| 昭和十二年七月七日、蘆溝橋に端を発した中国大陸の戦火は、一力月後には北平をつつみこみ、次第に果しないひろがりをみせはじめていた。 その頃、九州の漁業界に異変が起っていた。 初め、人々は、その異変に気づかなかつた。が、それは、すでに半年近くも前からはじまつていたことで、ひそかに、しかしかなりの速さで九州一円の漁業界にひろがつていた。 初めに棕櫚(しゅろ)の繊維が姿を消していることに気づいたのは、有明海沿岸の海苔養殖業者たちであつた。 (吉村昭「戦艦武蔵」)
或る夜、藤平は突然人の喚き声を耳にしてはね起きた。 淡い坑道のカンテラの下で、半身を起している技師の青山が、眼を吊り上げてなにかしきりに叫び声をあげている。
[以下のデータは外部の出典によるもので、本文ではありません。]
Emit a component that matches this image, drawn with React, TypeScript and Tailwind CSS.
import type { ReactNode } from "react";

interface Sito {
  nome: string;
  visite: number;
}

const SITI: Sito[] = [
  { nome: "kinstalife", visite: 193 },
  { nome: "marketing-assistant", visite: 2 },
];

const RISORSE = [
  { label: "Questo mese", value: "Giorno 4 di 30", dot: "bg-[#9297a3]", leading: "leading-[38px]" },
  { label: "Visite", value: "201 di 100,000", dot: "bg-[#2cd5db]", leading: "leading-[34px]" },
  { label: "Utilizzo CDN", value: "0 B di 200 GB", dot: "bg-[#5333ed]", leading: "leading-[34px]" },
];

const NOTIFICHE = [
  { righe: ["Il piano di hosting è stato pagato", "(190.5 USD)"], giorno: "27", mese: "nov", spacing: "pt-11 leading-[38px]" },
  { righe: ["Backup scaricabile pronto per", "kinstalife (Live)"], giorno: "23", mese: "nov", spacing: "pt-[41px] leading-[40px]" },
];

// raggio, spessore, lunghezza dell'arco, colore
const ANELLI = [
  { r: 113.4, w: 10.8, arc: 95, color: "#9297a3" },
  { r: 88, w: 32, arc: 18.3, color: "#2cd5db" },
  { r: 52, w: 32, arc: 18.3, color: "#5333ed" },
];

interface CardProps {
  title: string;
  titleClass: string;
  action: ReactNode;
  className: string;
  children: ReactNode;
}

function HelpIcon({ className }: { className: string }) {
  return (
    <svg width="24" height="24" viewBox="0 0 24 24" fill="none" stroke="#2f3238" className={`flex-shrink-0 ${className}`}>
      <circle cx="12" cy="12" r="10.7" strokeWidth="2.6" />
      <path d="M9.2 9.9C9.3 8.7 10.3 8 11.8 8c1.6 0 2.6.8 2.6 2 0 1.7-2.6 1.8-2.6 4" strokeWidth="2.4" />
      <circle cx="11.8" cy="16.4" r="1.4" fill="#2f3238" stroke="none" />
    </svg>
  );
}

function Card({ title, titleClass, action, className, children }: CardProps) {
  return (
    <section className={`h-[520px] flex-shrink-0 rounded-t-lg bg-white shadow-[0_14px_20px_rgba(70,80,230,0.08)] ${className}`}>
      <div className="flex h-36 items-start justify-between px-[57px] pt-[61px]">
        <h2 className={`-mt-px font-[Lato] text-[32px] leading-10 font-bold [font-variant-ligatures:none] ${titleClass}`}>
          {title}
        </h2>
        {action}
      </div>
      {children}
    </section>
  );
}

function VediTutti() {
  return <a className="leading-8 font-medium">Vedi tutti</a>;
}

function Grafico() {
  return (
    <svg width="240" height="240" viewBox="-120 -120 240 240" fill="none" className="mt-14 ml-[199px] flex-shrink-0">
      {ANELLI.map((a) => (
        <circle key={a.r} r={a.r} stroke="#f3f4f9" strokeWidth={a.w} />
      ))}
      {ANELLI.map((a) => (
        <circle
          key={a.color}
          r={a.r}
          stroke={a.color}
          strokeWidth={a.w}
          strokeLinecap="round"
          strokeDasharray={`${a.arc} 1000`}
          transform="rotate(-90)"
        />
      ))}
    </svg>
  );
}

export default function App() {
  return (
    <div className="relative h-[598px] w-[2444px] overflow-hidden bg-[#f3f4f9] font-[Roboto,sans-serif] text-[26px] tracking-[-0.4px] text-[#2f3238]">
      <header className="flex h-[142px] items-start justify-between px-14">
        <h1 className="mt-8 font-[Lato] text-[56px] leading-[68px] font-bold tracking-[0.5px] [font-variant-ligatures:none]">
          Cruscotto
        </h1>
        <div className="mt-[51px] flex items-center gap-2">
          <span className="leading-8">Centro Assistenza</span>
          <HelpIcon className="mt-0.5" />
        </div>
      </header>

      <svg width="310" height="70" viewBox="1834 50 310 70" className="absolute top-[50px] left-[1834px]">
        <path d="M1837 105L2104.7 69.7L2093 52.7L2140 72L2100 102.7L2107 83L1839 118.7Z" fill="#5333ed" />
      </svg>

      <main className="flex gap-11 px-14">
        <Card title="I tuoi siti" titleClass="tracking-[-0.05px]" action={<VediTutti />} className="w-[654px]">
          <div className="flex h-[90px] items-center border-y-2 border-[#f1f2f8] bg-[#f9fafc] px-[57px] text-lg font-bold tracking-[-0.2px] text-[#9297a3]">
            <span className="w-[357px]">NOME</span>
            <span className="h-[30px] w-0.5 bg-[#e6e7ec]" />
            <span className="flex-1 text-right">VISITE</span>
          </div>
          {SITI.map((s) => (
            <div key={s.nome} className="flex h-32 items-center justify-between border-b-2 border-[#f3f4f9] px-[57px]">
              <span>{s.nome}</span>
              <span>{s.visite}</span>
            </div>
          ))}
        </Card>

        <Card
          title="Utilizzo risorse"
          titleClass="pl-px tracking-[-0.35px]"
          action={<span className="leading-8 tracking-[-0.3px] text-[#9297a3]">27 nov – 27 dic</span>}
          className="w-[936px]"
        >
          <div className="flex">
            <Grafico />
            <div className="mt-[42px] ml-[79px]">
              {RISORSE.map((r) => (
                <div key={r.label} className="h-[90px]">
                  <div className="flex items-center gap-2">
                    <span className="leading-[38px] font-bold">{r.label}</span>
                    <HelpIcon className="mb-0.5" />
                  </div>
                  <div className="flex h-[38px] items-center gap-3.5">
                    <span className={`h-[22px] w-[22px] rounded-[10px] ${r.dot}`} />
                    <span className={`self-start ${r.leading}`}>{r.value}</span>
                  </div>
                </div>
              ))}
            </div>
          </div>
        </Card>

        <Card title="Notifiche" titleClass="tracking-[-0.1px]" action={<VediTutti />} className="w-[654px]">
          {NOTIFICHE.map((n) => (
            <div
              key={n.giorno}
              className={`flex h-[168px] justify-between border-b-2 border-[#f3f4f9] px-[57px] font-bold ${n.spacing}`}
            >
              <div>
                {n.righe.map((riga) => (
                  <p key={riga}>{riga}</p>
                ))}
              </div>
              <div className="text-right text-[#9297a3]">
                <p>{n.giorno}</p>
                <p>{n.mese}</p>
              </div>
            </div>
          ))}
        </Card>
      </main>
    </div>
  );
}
坑道の一隅に寝ていた技師たちが、起きて青山をとりかこんでいる。根津も天知も起き出してきた。 「ホウだ、ホウだ」 青山は、手にノートのようなものをつかんで譫言のように叫びつづけている。 (吉村昭「高熱隧道」)
当時の関係者を訪ねる旅。費用はすべて吉村昭氏の自己負担だったという。出版社や関係団体から取材費を貰ったことは一度もないという。想像するのだが、インタビューで「これは!」という証言が得られた瞬間、ほぼ小説は氏の頭の中で成立していたのではないでしょうか。東京へ帰る汽車の中で小説の組み立て作業はすでに始まっていると書いていましたが、全部が全部「これは!」ということはなかっただろう。空振りの旅の帰りの車内の姿を思い描くと、今読んでいる吉村昭の小説の有難さをしみじみと感じる。